The Federal Reserve’s ‘Beige Book’, a collection of anecdotal reports from each of its member banks, sees a pickup in U.S. economic growth in its latest report.  The U.S. economy expanded at a “moderate pace” in April and May as consumer spending picked up and manufacturing activity increased, the report found.  In the report, the St. Louis Fed noted, a job fair held by a dozen restaurants to find 100 workers drew barely a dozen applicants, while the Atlanta Fed reported firms in their region believed labor shortages would abate this fall.

International Economic News:  Data released last week showed that Canada's economy likely contracted in April, its first decline in a year, due to widespread lockdowns amid a third wave of coronavirus infections.  In its preliminary estimate, Statistics Canada said the economy contracted 0.8% in April.  Real GDP had grown 11 months in a row through March, when it grew 1.1%.  Economists said the April decline was largely expected and is unlikely to change the Bank of Canada's outlook for interest rate hikes.  The Canadian economy grew 5.6% on an annualized basis in the first quarter, as restrictions were eased, and buoyed by strong housing investment and more mortgage debt.  The gain missed analyst expectations of 6.7%.

Across the Atlantic, Britain has clinched post-Brexit trade agreements with Norway, Iceland and Liechtenstein as it seeks to forge new global trading relationships after leaving the European Union.  Under the deal with Norway, import tariffs on Norwegian fish and seafood, its second-largest industry after oil and gas production, would be reduced, with no tariffs due on white fish, such as cod--a benefit for the fish processing industry in the north of England.  The main focus of Britain's post-Brexit trade policy has been to pivot its economic center away from Europe and towards fast growing economies in the Asia-Pacific region.  It is expected to seal a deal with Australia later this month and is seeking to join a trans-Pacific trade pact.

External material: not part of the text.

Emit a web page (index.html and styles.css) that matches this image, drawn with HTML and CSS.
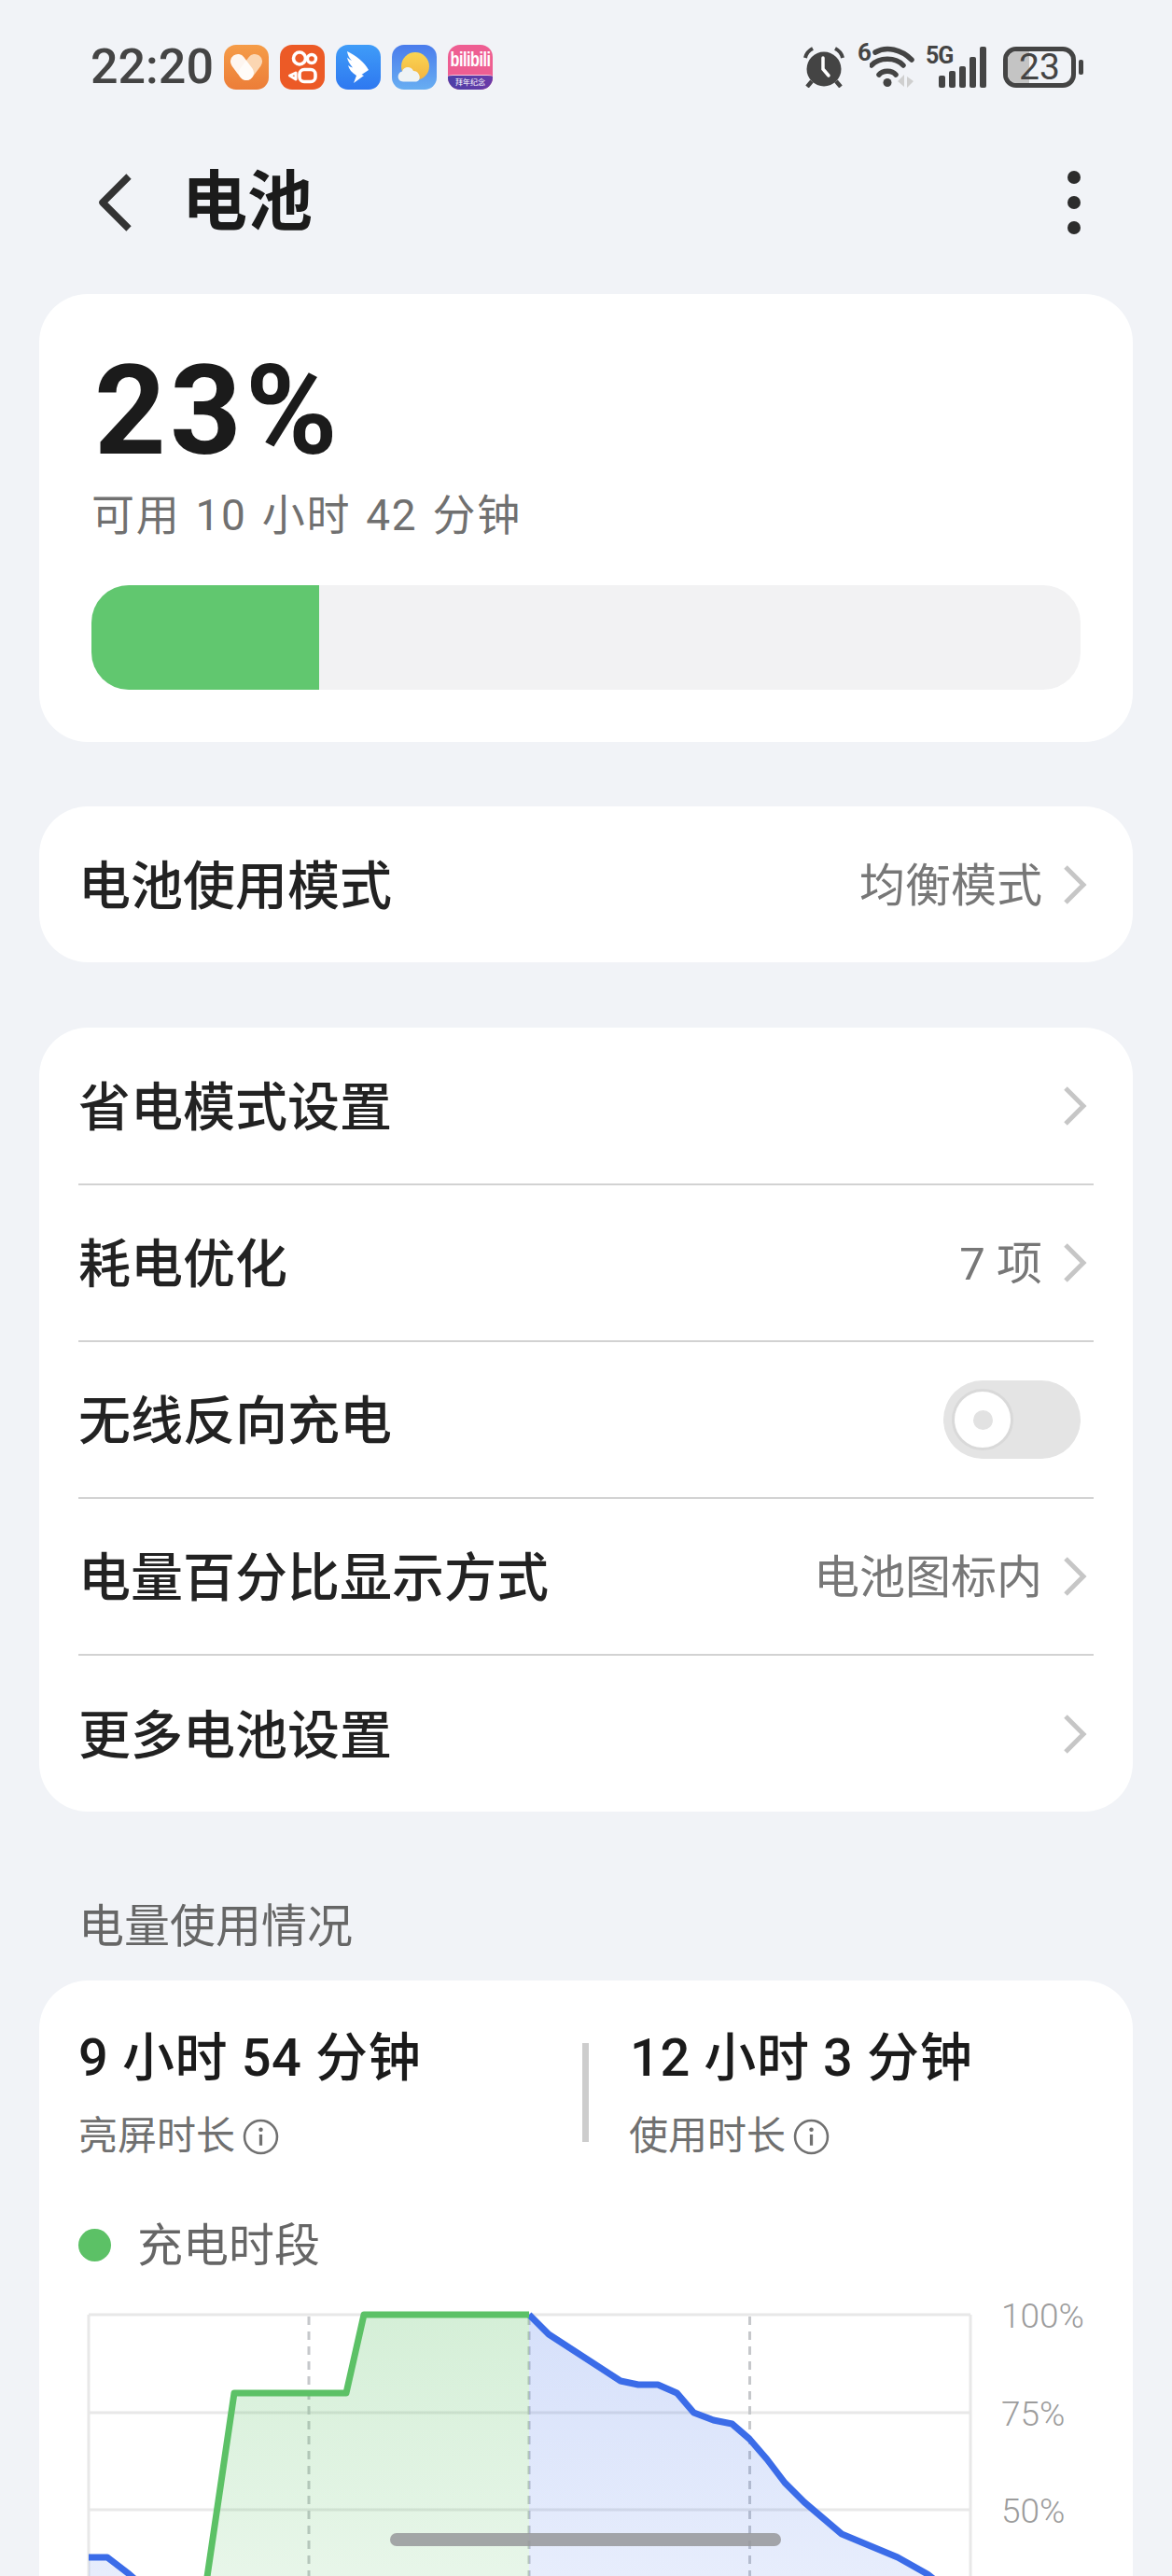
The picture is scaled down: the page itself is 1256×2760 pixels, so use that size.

On Europe’s mainland, the EU’s four biggest economies have raised the pressure for a landmark agreement to be reached at G7 meetings in London intended to curb tax abuse by multinational companies.  Sending a united message, the finance ministers of France, Germany, Italy and Spain said a critical moment had been reached to strike a blow against tax avoidance as governments around the world attempt to rebuild from the Covid-19 pandemic.  Two days of talks between G7 finance ministers are underway to reach a breakthrough agreement to raise more tax from companies such as Google, Facebook, Amazon and other global giants. 

In Asia, China's Vice Premier Liu He and U.S. Treasury Secretary Janet Yellen spoke this week for the first time since President Joe Biden took office.  Both the U.S. and China said the two leaders talked about the economy and cooperation, and "frankly" discussed issues of concern.  Yellen discussed the Biden administration's plans to "support a continued strong economic recovery and the importance of cooperating on areas that are in U.S. interests.”  Liu and Yellen agreed the two countries' economic relationship is "very important," Chinese state media said, according to a CNBC translation.  Despite the hoopla, neither side shared further details on the conversation. The world's two largest economies have remained close trading partners despite geopolitical tensions.

Japan’s economy likely shrank slightly less than initially estimated in the first quarter, a recent poll showed, though state of emergency curbs to combat the coronavirus pandemic are seen keeping any rebound in the current quarter modest.  Revised gross domestic product (GDP) data will likely show the world's third-largest economy shrank an annualized 4.8% in January-March, less than a preliminary reading of a 5.1% drop, according to economists.  Despite the upward revision, many analysts remain cautious about Japan's economic outlook as extended state of emergency curbs weigh on consumption.  Saisuke Sakai, an economist at Mizuho Research & Technologies stated, “We expect Japan's economy to suffer two straight quarters of contraction in April-June as chip supply shortages hurt car output and state of emergency curbs weigh on consumption.”